Его паспорт проверили в Бергене 25-го, в Стокгольме 29 сентября, и 30 сентября 1917 года они с Людмилой вернулись домой в Петроград.
Глава четвертая
Петроград (1917–1921)
Вернувшись в Россию и уже через несколько недель оказавшись в эпицентре Октябрьской революции, Замятин сразу оставил деятельность морского инженера, сохранив лишь должность преподавателя с неполным рабочим днем в Политехническом институте. Чувствуя, что начинается новая эпоха, он решил, что настало время полностью посвятить себя творческому призванию. В 1920-е годы он проявил себя не только как писатель, но и как литературовед – критик, рецензент, редактор и администратор, а также как педагог, взрастивший новое поколение. Он вложил в эти задачи незаурядную долю профессионализма – наследие своего предыдущего опыта. В свои 30 лет он привык работать самостоятельно и принимать ответственные решения и пользовался значительным личным авторитетом. В источниках, содержащих свидетельства о его жизни в следующее десятилетие, личное в значительной степени отступает в тень, а на первый план выходит общественный деятель.
По возвращении домой Замятины произвели сильное впечатление:
Помню серенький осенний день 1917-го года. Петербург тогда – уже не Петербург, и еще не Ленинград, – а Петроград. <…> Звонок. <…> – Это, верно, англичане… Вошла молодая пара – свежие, бодрые, ладно, не по-петербургски одетые, и впрямь английского облика. Замятины тогда только что вернулись из Англии… <…> Уклад английской жизни пришелся им по вкусу, они быстро вошли в нее, переняли черты английского обихода, и до последних дней в облике, в манере одеваться, принимать гостей – сохранили английские привычки. <…> Жил он тогда с женой, грациозной, хрупкого здоровья, чрезвычайно привлекательной маленькой женщиной.

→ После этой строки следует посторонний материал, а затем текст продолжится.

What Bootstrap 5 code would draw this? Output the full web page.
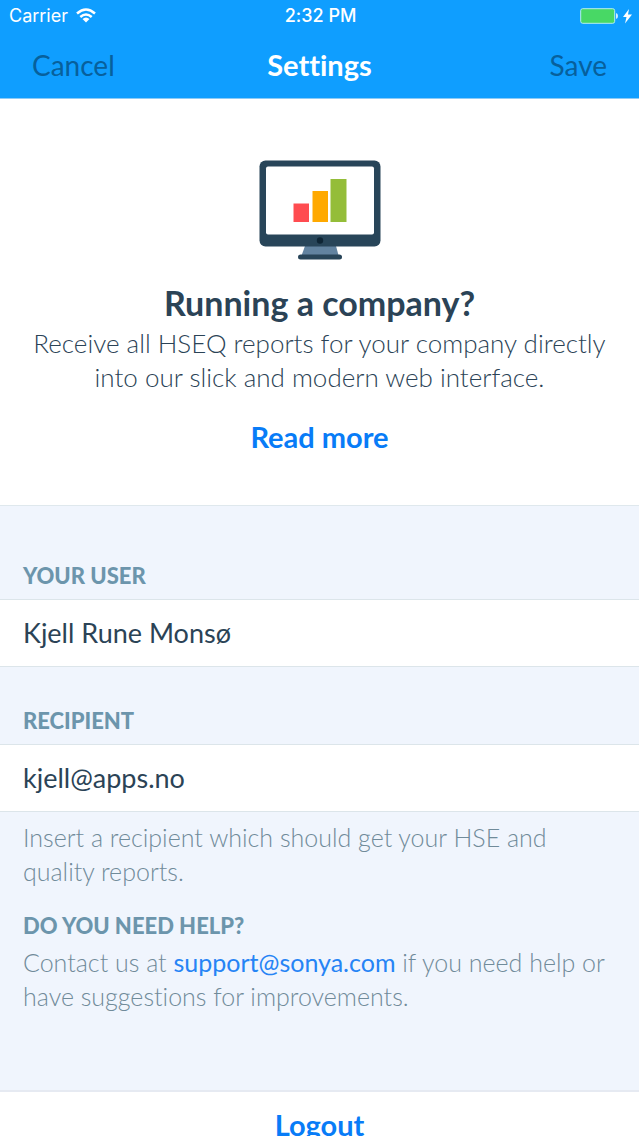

Его соседка А. Ф. Даманская описывает, как Замятин в суровые зимние месяцы рубил дрова, держа во рту короткую английскую трубку, а затем садился за рояль и играл этюды или ноктюрны Скрябина – не виртуозно, но с подлинным лиризмом, который диссонировал с холодной сдержанностью его внешнего вида и манер[107]
. Хотя его первые впечатления об Англии были скорее негативными, в России он использовал внешние атрибуты английского джентльмена. Его несколько официальная наружность «англичанина» в одежде и манере поведения в послереволюционной России была умышленно созданным образом. Этот консервативный облик, видимо, придавал ему смелости сохранять интеллектуальную независимость среди своих коллег, ценимую им превыше всего.В это время он завел сыгравшие важную роль дружеские отношения с Максимом Горьким. Горький был известным писателем, автором произведений, ставших классикой социалистической литературы, – среди прочих пьесы «На дне» (1902), действие которой происходит в ночлежке, и романа о мятежных фабричных рабочих «Мать» (1906), который позже стал образцом для прозы советского социалистического реализма. После возвращения из политической ссылки в 1913 году Горький окунулся в литературную и культурную жизнь Санкт-Петербурга, взяв на себя роль лидера прогрессивной литературы. Он организовал несколько издательских проектов и поддерживал молодых писателей, особенно вышедших из низов [Barratt and Scherr 1997:175].
Замятин у фортепиано, изучающий ноты «Прелюдий» Скрябина (предположительно конец 1910-х годов) (BDIC, Collection Е. Zamiatine – F DELTA RES 614)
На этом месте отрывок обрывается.